We used this around the table to tell our fortunes. Eight men—and you'd count off for each pip you had, stopping when you ran out, looping around to the beginning if you had more than eight. Every single one of the choices would be invite you to have a little imaginative spree. If you had five of these stones, you could think for a few minutes think about being a rich man. And how close you'd come to being a poor man.
And there's another level here—a sexist level—because it was different for girls and for boys. If you were a boy, you would chomp a bit, and it would tell you who you would become later in life. But if you were a girl, when you reeled off this little rhyme, it would only tell you who you were going to marry. When we were kids we wouldn't have seen the feminist aspect of it, that fact that women had different outcomes from men—that women were only defined by marriage, while men were defined by what they did.

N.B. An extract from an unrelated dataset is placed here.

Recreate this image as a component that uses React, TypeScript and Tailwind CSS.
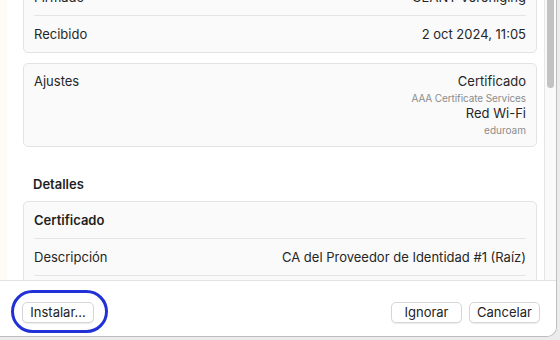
import React from 'react';

const font = { fontFamily: 'Inter, "Noto Sans", sans-serif' };

const Row: React.FC<{ label: string; value?: string; bold?: boolean }> = ({ label, value, bold }) => (
    <div className="h-[36px] px-[10px] flex items-center justify-between">
        <span className={bold ? 'font-semibold text-[#1f1f1f]' : 'text-[#262626]'}>{label}</span>
        {value && <span className="text-[#262626]">{value}</span>}
    </div>
);

const Sep = () => <div className="h-px bg-[#e4e4e4] mx-[10px]" />;

const Button: React.FC<{ label: string; w: string }> = ({ label, w }) => (
    <button className={`${w} h-[21px] rounded-[5px] bg-white border border-[#d6d6d6] shadow-[0_1px_1px_rgba(0,0,0,0.08)] text-[13px] leading-none text-[#222] flex items-center justify-center`}>
        {label}
    </button>
);

export default function App() {
    return (
        <div className="w-[560px] h-[340px] bg-[#ececec] relative overflow-hidden text-[13px] leading-[16px]" style={font}>
            <div className="w-[557px] h-[337px] bg-white border-r border-b border-[#bdbdbd] rounded-br-[10px] flex flex-col overflow-hidden">
                {/* Scroll area */}
                <div className="h-[280px] flex overflow-hidden">
                    <div className="w-[7px] bg-[#fcfbf5]" />
                    <div className="flex-1 pl-[16px] pr-[7px] overflow-hidden">
                        <div className="-mt-[22px]">
                            <div className="bg-[#fafafa] border border-[#e3e3e3] rounded-[5px]">
                                <Row label="Firmado" value="GÉANT Vereniging" />
                                <Sep />
                                <Row label="Recibido" value="2 oct 2024, 11:05" />
                            </div>

                            <div className="mt-[10px] bg-[#fafafa] border border-[#e3e3e3] rounded-[5px] px-[10px] py-[9px] flex justify-between">
                                <span className="text-[#262626]">Ajustes</span>
                                <div className="flex flex-col items-end">
                                    <span className="text-[#262626] leading-[16px]">Certificado</span>
                                    <span className="mt-[2px] text-[10px] leading-[14px] text-[#8c8c8c] tracking-[-0.1px]">AAA Certificate Services</span>
                                    <span className="text-[#262626] leading-[17px]">Red Wi-Fi</span>
                                    <span className="mt-[1px] text-[10px] leading-[14px] text-[#8c8c8c]">eduroam</span>
                                </div>
                            </div>

                            <div className="mt-[29px] px-[10px] font-semibold text-[#1f1f1f]">Detalles</div>

                            <div className="mt-[9px] bg-[#fafafa] border border-[#e3e3e3] rounded-[5px]">
                                <Row label="Certificado" bold />
                                <Sep />
                                <Row label="Descripción" value="CA del Proveedor de Identidad #1 (Raíz)" />
                                <Sep />
                                <Row label="Emisor" value="AAA Certificate Services" />
                            </div>
                        </div>
                    </div>
                    {/* Scrollbar */}
                    <div className="w-[12px] bg-[#fafafa] border-l border-[#e6e6e6] pl-[2px] pr-[1px]">
                        <div className="h-[88px] w-[7px] rounded-b-full bg-[#c2c2c2]" />
                    </div>
                </div>

                {/* Footer */}
                <div className="flex-1 border-t border-[#e3e3e3] bg-white flex items-start justify-between pt-[21px] pl-[22px] pr-[16px]">
                    <Button label="Instalar..." w="w-[72px]" />
                    <div className="flex gap-[7px]">
                        <Button label="Ignorar" w="w-[71px]" />
                        <Button label="Cancelar" w="w-[71px]" />
                    </div>
                </div>
            </div>

            {/* Annotation ring */}
            <div className="absolute left-[11px] top-[290px] w-[97px] h-[43px] rounded-full border-[3px] border-[#2231d6]" />
        </div>
    );
}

This influential little verse had enormous power for me, in part, because of my fear of being accused of stealing. Imagine: My brother and I would thrill ourselves by stealing the damsons when my father ordered us to do it. We'd eat and enjoy them, and what was left over would come out again six months later in bottles, baked in pies. And as we ate we'd end with the rhyme with that accusatory snare-beat: thief. For me, the fear of being called a thief was resurrected again in that moment. The plums came back in a different form, and with them the ghost of the accusation.
There were happy memories associated with it, too. My father had a North London accent—he said thief like feef. My brother and I used to sneak pips into his pile to give him the right amount so that he'd fall on "thief." And we'd laugh ourselves dry—because not only did he become a thief, but he'd mispronounce the word.